Holy Everything: From the darkness of a tomb come rays of hope
It's almost Easter. Soon we'll be celebrating the resurrection of Jesus with hymns, baskets, bonnets, and eggs. But first, before you pull the ham out of the oven (or ham balls, as is the case in my family), we have a final stop on this Lenten train. We've explored many of the different contexts of Jesus' ministry over the last couple months for this year's series. Today we end our travels at a tomb. Two tombs, actually.

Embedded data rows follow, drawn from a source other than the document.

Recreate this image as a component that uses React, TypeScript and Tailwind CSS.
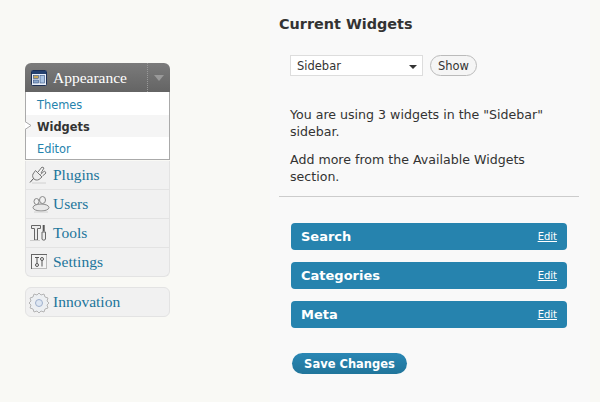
const sans = "font-['DejaVu_Sans',Verdana,sans-serif]";

const PluginIcon = () => (
  <svg width="24" height="22" viewBox="0 0 24 22" fill="none" stroke="#777" strokeWidth="1">
    <path d="M7.500 6.500l6.500 6.500-3 2.500c-2 1-4 .5-5-.5s-2-3-1-5z" fill="#ececec" />
    <path d="M10 8l4-5 2 1-3 5M12.500 10.500l4-3.500 1.500 2-3.500 3" fill="#f4f4f4" />
    <path d="M5.500 14.500L2 18.500" stroke="#555" />
    <path d="M4 19h14" stroke="#d0d0d0" />
  </svg>
);

const UsersIcon = () => (
  <svg width="24" height="22" viewBox="0 0 24 22" fill="#f0f0f0" stroke="#888" strokeWidth="1">
    <ellipse cx="14.500" cy="7" rx="3" ry="3.500" />
    <ellipse cx="8.500" cy="8.500" rx="2.500" ry="3" />
    <ellipse cx="13" cy="14.500" rx="8" ry="3.500" fill="#e8e8e8" />
    <path d="M6 19h14" stroke="#d0d0d0" />
  </svg>
);

const ToolsIcon = () => (
  <svg width="24" height="22" viewBox="0 0 24 22" fill="#ececec" stroke="#666" strokeWidth="1">
    <path d="M3.500 3.500h9v3h-3v11.500h-3V6.500h-3z" />
    <path d="M15.700 3v6.500" strokeWidth="2" stroke="#555" />
    <path d="M14 10h3.500v7c0 1.500-3.500 1.500-3.500 0z" />
    <path d="M2 18.500h10" stroke="#ccc" />
  </svg>
);

const SettingsIcon = () => (
  <svg width="24" height="22" viewBox="0 0 24 22" fill="none" stroke="#666" strokeWidth="1">
    <rect x="3.500" y="3.500" width="15" height="14" stroke="#666" fill="#f4f4f4" />
    <path d="M4 17.500h15M18.500 4v14" stroke="#bbb" />
    <path d="M7 6.500h4M9 6.500v6" stroke="#555" />
    <circle cx="9" cy="14" r="1.500" stroke="#555" />
    <circle cx="14" cy="8" r="1.500" stroke="#555" />
    <path d="M14 9.500v6" stroke="#555" />
  </svg>
);

const GearIcon = () => (
  <svg width="24" height="22" viewBox="0 0 24 22" fill="#eceff2" stroke="#b5b5b5">
    <path d="M11 2l2 2 3-1 1 3 3 1-1 3 2 2-2 2 1 3-3 1-1 3-3-1-2 2-2-2-3 1-1-3-3-1 1-3-2-2 2-2-1-3 3-1 1-3 3 1z" />
    <circle cx="11" cy="12" r="3.500" stroke="#9fb0cc" fill="#dde6f2" />
  </svg>
);

const AppearanceIcon = () => (
  <svg width="16" height="16" viewBox="0 0 16 16">
    <rect x="0.500" y="0.500" width="15" height="15" rx="1" fill="#e8eef8" stroke="#1c2f55" />
    <rect x="1" y="1" width="14" height="3" fill="#24406f" />
    <rect x="2.500" y="5.500" width="5" height="3" fill="#c9a85a" stroke="#35507f" strokeWidth="0.600" />
    <rect x="2.500" y="10" width="5" height="3" fill="#8aa6cc" stroke="#35507f" strokeWidth="0.600" />
    <rect x="9" y="5.500" width="4.500" height="7.500" fill="#a9c2e2" stroke="#35507f" strokeWidth="0.600" />
  </svg>
);

const menuItems = [
  { label: "Plugins", icon: <PluginIcon /> },
  { label: "Users", icon: <UsersIcon /> },
  { label: "Tools", icon: <ToolsIcon /> },
  { label: "Settings", icon: <SettingsIcon /> },
];

const widgets = ["Search", "Categories", "Meta"];

function Sidebar() {
  return (
    <div className="w-[270px] shrink-0 pl-[25px] pt-[63px]">
      <div className="w-[145px] font-['Liberation_Serif',Georgia,serif]">
        <div className="h-[29px] rounded-t-[6px] bg-gradient-to-b from-[#7b7b7b] to-[#646464] flex items-center pl-[6px] text-white">
          <AppearanceIcon />
          <span className="ml-[6px] text-[15.5px] flex-1">Appearance</span>
          <span className="w-[23px] h-full border-l border-dotted border-[#999] flex items-center justify-center">
            <span className="border-x-[5px] border-t-[6px] border-x-transparent border-t-[#999]" />
          </span>
        </div>
        <div className={`relative h-[68px] bg-white border border-t-0 border-[#aaa] pt-px text-[11.4px] ${sans}`}>
          <div className="h-[22px] pt-[2px] leading-[20px] pl-[11px] text-[#2583ad]">Themes</div>
          <div className="h-[22px] pt-[2px] leading-[20px] pl-[11px] font-bold text-[#333] bg-[#f5f5f5]">Widgets</div>
          <div className="h-[22px] pt-[2px] leading-[20px] pl-[11px] text-[#2583ad]">Editor</div>
          <svg className="absolute left-[-1px] top-[29px]" width="8" height="9" viewBox="0 0 8 9">
            <path d="M0 0.500L6 4.500L0 8.500" fill="#fff" stroke="#aaa" />
          </svg>
        </div>
        <div className="mt-px bg-[#f1f1f1] border border-t-0 border-[#e3e3e3] rounded-b-[6px]">
          {menuItems.map((item) => (
            <div key={item.label} className="h-[29px] flex items-center pl-[2px] border-b border-[#e3e3e3] last:h-[28px] last:border-b-0 text-[#21759b] text-[15.5px]">
              {item.icon}
              <span className="ml-px">{item.label}</span>
            </div>
          ))}
        </div>
        <div className="mt-[10px] h-[30px] pb-px bg-[#f1f1f1] border border-[#e3e3e3] rounded-[6px] flex items-center pl-[2px] text-[#21759b] text-[15.5px]">
          <GearIcon />
          <span className="ml-px">Innovation</span>
        </div>
      </div>
    </div>
  );
}

function WidgetPanel() {
  return (
    <div className={`w-[320px] h-full bg-[#f9f9f9] pl-[9px] pr-[11px] pt-[15px] text-[#333] ${sans}`}>
      <h3 className="text-[14.4px] leading-[18px] font-bold">Current Widgets</h3>
      <div className="mt-[22px] ml-[11px] flex items-center gap-[7px]">
        <div className="w-[133px] h-[21px] bg-white border border-[#ddd] flex items-center justify-between pl-[6px] pr-[5px] pt-[2px] text-[11.5px]">
          <span>Sidebar</span>
          <span className="border-x-[4px] border-t-[4px] border-x-transparent border-t-[#333]" />
        </div>
        <button className="w-[47px] h-[21px] pt-[2px] rounded-full border border-[#bbb] bg-[#f5f5f5] text-[11.5px]">Show</button>
      </div>
      <div className="ml-[11px] mt-[30px] text-[12.6px] leading-[17px] w-[285px]">
        <p>You are using 3 widgets in the "Sidebar" sidebar.</p>
        <p className="mt-[11px]">Add more from the Available Widgets section.</p>
      </div>
      <hr className="mt-[11px] border-t border-[#ccc]" />
      <div className="ml-[12px] mt-[26px] w-[276px] flex flex-col gap-[12px]">
        {widgets.map((name) => (
          <div key={name} className="h-[27px] rounded-[4px] bg-[#2683ae] text-white flex items-center justify-between px-[10px]">
            <span className="text-[13px] font-bold">{name}</span>
            <a className="text-[10px] underline">Edit</a>
          </div>
        ))}
      </div>
      <button className="ml-[13px] mt-[25px] w-[115px] h-[21px] pt-[2px] rounded-full bg-gradient-to-b from-[#2a87b4] to-[#21759b] text-white text-[11.5px] font-bold">
        Save Changes
      </button>
    </div>
  );
}

export default function App() {
  return (
    <div className="w-[600px] h-[402px] overflow-hidden bg-[#f9f9f5] flex">
      <Sidebar />
      <WidgetPanel />
    </div>
  );
}
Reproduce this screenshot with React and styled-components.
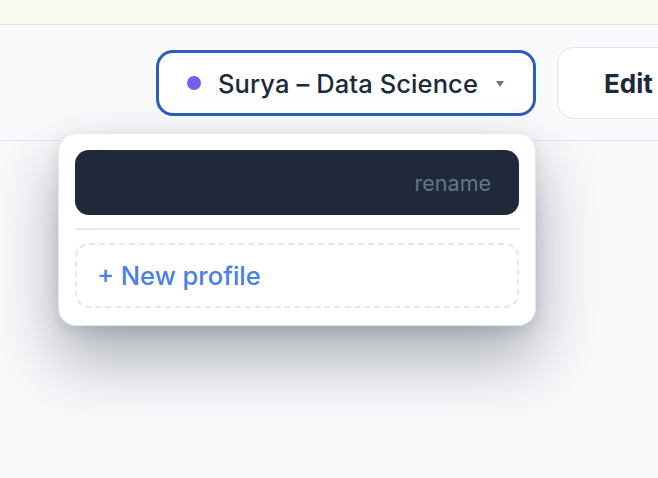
import React from "react";
import styled, { createGlobalStyle } from "styled-components";

const Global = createGlobalStyle`
  * { box-sizing: border-box; }
  html, body { margin: 0; padding: 0; }
  body {
    background: #f8f9fb;
    font-family: Inter, "Noto Sans", "Liberation Sans", sans-serif;
    min-height: 478px;
    overflow: hidden;
  }
`;

const Page = styled.div`
  width: 658px;
  height: 478px;
  background: #f8f9fb;
  overflow: hidden;
`;

const TopStrip = styled.div`
  height: 25px;
  background: #fafbf3;
  border-bottom: 1px solid #e4e5db;
`;

const Header = styled.header`
  height: 116px;
  background: #f8fafc;
  border-bottom: 1px solid #e2e8f0;
  display: flex;
  align-items: center;
  gap: 21px;
  padding-left: 156px;
  padding-top: 1px;
`;

const PickerWrap = styled.div`
  position: relative;
  flex-shrink: 0;
`;

const ProfileButton = styled.button`
  width: 380px;
  height: 66px;
  display: flex;
  align-items: center;
  gap: 17px;
  padding: 0 29px 0 28px;
  background: #ffffff;
  border: 3px solid #2a5dbd;
  border-radius: 17px;
  font-family: inherit;
  cursor: pointer;
`;

const Dot = styled.span`
  width: 14px;
  height: 14px;
  border-radius: 50%;
  background: linear-gradient(135deg, #5b6cf3, #8357ea);
  flex-shrink: 0;
`;

const ProfileName = styled.span`
  font-size: 25.5px;
  font-weight: 550;
  letter-spacing: 0.1px;
  color: #1e293b;
  white-space: nowrap;
`;

const Caret = styled.span`
  margin-left: auto;
  width: 0;
  height: 0;
  border-left: 4px solid transparent;
  border-right: 4px solid transparent;
  border-top: 6px solid #6b7280;
  margin-top: 2px;
`;

const EditButton = styled.button`
  flex-shrink: 0;
  width: 160px;
  height: 72px;
  padding: 0 0 0 46px;
  text-align: left;
  background: #ffffff;
  border: 1px solid #e0e6ee;
  border-radius: 17px;
  font-family: inherit;
  font-size: 26px;
  font-weight: 700;
  color: #1e293b;
`;

const Menu = styled.div`
  position: absolute;
  right: 0;
  top: calc(100% + 17px);
  width: 478px;
  background: #ffffff;
  border: 1px solid #e2e8f0;
  border-radius: 18px;
  padding: 16px 16px 17px;
  box-shadow: 0 32px 64px rgba(15, 23, 42, 0.34), 0 6px 16px rgba(15, 23, 42, 0.1);
  display: flex;
  flex-direction: column;
  z-index: 10;
`;

const ProfileRow = styled.div`
  height: 65px;
  border-radius: 14px;
  background: #1f2939;
  display: flex;
  align-items: center;
  justify-content: flex-end;
  padding-right: 28px;
`;

const RenameLabel = styled.span`
  font-size: 21.5px;
  color: #64748b;
`;

const Divider = styled.hr`
  border: none;
  height: 2px;
  background: #e5e9f0;
  margin: 13px 0 13px;
`;

const NewProfile = styled.button`
  height: 65px;
  border: 2px dashed #e2e8f0;
  border-radius: 14px;
  background: #ffffff;
  text-align: left;
  padding-left: 20px;
  font-family: inherit;
  font-size: 25.5px;
  font-weight: 450;
  color: #4680e8;
`;

export default function App() {
  return (
    <Page>
      <Global />
      <TopStrip />
      <Header>
        <PickerWrap>
          <ProfileButton>
            <Dot />
            <ProfileName>Surya – Data Science</ProfileName>
            <Caret />
          </ProfileButton>
          <Menu>
            <ProfileRow>
              <RenameLabel>rename</RenameLabel>
            </ProfileRow>
            <Divider />
            <NewProfile>+ New profile</NewProfile>
          </Menu>
        </PickerWrap>
        <EditButton>Edit</EditButton>
      </Header>
    </Page>
  );
}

First, we stop at the tomb of Lazarus. Lazarus was a good friend of Jesus and the brother of Mary and Martha. In John 11 and 12, we read the story of Jesus raising Lazarus from the dead and calling him out of his tomb. It is a powerful, moving narrative which reveals the depth of Jesus' emotion and vulnerability.
Then, there is the most well-known biblical tomb: the one where Jesus' body was laid after his crucifixion. John describes in chapter 19, verse 21, that "at the place where Jesus was crucified, there was a garden, and in the garden a new tomb, in which no one had ever been laid." They put his body there.
Fast forward a few days; a few of Jesus' close female friends prepared some spices to take to further anoint his dead body. They get to the tomb and find the stone rolled away and a couple angels inside. There's no sign of Jesus. The angels say, "Why do you look for the living among the dead?"
The women begin to connect the dots in their minds. They remember how Jesus had told them this would all take place. They run and tell the disciples. Matthew, Mark, Luke, and John all conclude their tellings of the story of Jesus uniquely. It would be a worthwhile and apropos exercise to spend a few minutes of this Easter weekend reading the final chapters of each of the four Gospels.
The resurrection is amazing, outstanding, and generally indescribable! Beyond the fact that Jesus rose from the dead and exited the tomb, there are other fascinating uncertainties about whatever took place in that cave. One of the big Easter mysteries relates to what happened during the days when Jesus was dead. Nearly everything about those days is unknown.
In the Apostle's Creed (written at least 150 years after Jesus' death), we recite,
"He was crucified, died and was buried.
He descended into hell.
On the third day He rose again from the dead.
He ascended into heaven."
Matthew, Mark, Luke, and John don't mention what happened during those three death days. We know he died. We know he was put into a tomb. We know he rose from the dead and exited the tomb. Whatever sort of cosmic cacophony happened in that tomb changed the trajectory of the universe and all existence. It's a mystery of mysteries.
But to come out alive, Jesus must have confronted death while his body laid motionless in the tomb. And not only death, he came face-to-face with everything that is broken, painful, harmful, and lost. On Easter, we celebrate that he conquers it all. We celebrate that the deep, deep darkness of death, loss, and betrayal doesn't have the final say. We celebrate that lies, deceit, and insecurity don't rule. We celebrate that hope, resilience, and forgiveness persevere. On Easter, we rejoice because through a dark, lonely tomb came the pathway toward new life.
The resurrection is a big deal not only for Jesus but for every person who has ever walked the planet. It is a reminder that healing and renewal can come through even the worst, darkest, loneliest tombs of our lives.
The stone has been rolled away. We're not stuck in the darkness anymore. Let the light fill your spirit with the hope of possibility.